##### DATA ENTRIES #####

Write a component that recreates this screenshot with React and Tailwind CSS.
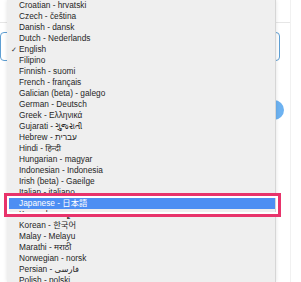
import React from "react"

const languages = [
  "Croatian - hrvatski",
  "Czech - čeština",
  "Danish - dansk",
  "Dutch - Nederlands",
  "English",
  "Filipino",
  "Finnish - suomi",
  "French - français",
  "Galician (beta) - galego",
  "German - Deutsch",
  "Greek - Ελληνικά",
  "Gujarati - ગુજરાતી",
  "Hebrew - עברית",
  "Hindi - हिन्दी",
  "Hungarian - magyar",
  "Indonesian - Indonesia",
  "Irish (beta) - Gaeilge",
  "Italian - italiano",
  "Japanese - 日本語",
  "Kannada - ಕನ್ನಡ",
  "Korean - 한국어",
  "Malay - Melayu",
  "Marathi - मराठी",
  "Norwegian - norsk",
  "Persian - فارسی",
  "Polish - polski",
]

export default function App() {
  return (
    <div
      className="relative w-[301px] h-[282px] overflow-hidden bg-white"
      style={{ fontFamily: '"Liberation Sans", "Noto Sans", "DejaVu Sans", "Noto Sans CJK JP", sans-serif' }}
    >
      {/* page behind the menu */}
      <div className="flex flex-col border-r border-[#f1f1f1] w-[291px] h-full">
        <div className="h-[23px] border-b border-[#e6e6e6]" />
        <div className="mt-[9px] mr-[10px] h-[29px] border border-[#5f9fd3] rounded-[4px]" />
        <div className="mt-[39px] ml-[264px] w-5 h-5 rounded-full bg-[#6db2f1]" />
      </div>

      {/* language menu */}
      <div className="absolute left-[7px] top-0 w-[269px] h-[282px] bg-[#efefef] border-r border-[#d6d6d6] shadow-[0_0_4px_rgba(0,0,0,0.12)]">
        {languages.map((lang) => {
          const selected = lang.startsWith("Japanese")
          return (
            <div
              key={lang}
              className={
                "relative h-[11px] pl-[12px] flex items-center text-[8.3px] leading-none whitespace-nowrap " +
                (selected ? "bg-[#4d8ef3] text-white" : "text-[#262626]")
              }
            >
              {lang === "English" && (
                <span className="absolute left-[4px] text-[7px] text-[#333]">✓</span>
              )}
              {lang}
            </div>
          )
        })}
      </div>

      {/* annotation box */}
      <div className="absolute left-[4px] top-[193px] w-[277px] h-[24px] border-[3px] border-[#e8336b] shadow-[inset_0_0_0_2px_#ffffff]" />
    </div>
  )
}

#####
##### DATA ENTRIES #####

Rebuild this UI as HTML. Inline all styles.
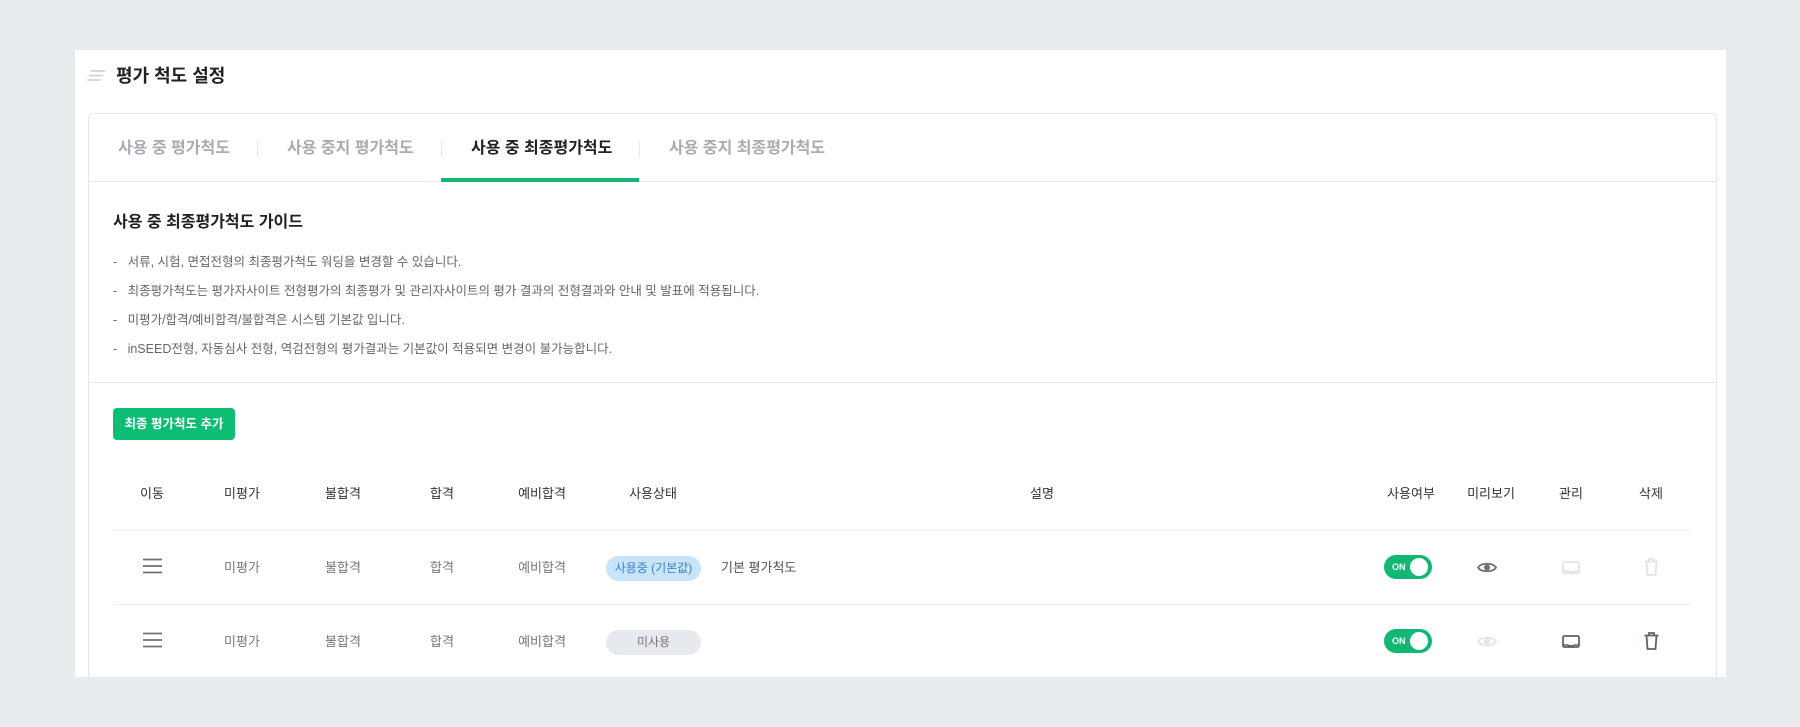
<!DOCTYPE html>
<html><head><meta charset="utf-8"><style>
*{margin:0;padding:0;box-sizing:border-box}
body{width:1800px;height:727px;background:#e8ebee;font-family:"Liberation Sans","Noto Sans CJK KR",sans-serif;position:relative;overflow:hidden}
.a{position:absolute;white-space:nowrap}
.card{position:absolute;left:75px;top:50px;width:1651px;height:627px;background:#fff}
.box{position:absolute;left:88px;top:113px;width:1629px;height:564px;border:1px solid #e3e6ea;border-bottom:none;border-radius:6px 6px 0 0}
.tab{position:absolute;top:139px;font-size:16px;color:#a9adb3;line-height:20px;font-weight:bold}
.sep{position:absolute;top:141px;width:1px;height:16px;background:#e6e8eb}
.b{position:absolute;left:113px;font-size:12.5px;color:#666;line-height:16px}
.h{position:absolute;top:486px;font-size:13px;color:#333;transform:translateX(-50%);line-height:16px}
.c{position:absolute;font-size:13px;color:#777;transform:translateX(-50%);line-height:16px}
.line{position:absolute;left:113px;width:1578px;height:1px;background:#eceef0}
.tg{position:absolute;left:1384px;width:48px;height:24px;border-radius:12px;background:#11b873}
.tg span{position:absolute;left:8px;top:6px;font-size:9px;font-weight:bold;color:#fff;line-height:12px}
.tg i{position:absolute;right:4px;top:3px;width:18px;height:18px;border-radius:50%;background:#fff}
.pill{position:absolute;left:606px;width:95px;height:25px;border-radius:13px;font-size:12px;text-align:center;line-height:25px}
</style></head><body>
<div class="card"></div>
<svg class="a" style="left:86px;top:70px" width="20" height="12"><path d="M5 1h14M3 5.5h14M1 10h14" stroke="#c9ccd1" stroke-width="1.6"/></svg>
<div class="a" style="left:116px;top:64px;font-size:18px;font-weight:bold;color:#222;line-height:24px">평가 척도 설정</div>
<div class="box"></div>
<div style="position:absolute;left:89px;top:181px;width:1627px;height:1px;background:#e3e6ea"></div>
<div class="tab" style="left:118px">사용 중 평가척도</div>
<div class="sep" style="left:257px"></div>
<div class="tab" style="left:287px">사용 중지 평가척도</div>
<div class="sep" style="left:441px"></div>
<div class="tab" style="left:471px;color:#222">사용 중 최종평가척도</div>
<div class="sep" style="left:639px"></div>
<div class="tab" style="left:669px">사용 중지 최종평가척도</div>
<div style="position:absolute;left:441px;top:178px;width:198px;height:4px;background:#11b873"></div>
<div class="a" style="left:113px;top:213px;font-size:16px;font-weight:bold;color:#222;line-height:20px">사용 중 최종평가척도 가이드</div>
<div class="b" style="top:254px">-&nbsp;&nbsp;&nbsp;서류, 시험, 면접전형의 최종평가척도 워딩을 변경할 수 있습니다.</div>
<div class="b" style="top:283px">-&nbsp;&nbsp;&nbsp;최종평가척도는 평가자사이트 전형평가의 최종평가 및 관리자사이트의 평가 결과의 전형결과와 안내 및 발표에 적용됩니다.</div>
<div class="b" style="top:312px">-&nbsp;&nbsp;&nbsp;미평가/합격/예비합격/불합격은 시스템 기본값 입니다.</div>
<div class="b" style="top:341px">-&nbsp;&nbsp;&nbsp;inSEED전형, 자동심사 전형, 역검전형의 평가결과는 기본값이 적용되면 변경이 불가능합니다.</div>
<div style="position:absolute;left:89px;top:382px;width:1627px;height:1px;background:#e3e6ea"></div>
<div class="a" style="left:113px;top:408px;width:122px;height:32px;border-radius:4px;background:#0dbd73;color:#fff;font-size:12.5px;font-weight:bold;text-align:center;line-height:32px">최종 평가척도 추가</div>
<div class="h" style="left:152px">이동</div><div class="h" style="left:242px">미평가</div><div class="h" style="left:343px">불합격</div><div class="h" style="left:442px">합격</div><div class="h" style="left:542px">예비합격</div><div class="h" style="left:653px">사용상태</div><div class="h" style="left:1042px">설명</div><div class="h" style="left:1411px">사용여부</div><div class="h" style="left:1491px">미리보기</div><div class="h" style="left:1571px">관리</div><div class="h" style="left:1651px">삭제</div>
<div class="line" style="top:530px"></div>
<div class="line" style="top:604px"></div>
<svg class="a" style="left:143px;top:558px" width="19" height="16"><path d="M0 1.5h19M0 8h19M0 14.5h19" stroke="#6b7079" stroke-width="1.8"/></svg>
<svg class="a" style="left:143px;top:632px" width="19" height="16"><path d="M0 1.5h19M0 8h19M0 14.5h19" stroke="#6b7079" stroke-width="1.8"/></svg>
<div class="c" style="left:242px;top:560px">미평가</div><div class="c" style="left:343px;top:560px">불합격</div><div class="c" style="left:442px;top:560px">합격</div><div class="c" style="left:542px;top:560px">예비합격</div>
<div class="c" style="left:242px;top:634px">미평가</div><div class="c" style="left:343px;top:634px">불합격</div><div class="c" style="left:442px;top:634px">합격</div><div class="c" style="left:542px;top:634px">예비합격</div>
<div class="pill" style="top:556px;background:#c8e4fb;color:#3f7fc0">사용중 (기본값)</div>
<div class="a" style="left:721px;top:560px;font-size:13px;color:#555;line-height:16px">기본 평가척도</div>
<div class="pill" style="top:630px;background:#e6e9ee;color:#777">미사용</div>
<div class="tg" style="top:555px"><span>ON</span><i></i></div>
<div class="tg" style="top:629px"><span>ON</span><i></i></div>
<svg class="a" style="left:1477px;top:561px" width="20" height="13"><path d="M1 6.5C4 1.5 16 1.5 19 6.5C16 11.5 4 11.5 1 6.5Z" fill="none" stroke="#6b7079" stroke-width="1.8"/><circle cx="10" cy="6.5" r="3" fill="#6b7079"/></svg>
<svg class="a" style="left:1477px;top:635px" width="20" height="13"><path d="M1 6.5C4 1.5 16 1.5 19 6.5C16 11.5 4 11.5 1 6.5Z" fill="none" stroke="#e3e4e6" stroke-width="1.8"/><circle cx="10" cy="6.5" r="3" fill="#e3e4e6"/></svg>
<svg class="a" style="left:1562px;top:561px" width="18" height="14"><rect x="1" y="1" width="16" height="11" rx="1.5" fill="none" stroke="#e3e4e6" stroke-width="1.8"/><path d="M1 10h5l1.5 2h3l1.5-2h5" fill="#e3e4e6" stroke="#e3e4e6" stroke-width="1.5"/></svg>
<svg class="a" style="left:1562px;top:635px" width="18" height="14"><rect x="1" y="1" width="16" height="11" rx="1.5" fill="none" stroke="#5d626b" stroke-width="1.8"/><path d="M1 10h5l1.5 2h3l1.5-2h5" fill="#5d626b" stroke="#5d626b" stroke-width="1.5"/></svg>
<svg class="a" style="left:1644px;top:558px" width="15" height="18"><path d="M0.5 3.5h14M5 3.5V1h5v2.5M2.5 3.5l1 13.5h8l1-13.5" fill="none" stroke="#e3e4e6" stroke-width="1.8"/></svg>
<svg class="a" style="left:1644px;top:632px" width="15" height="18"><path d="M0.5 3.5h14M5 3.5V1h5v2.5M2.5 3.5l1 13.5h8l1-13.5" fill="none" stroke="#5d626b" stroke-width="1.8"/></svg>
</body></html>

#####

# THE PROBLEM
Using the listing above, repeat word for word each line from the one with "Write a component" down to the one with "import React from", both included. Omit all pictures.

# WORKED SOLUTION
Write a component that recreates this screenshot with React and Tailwind CSS.
import React from "react"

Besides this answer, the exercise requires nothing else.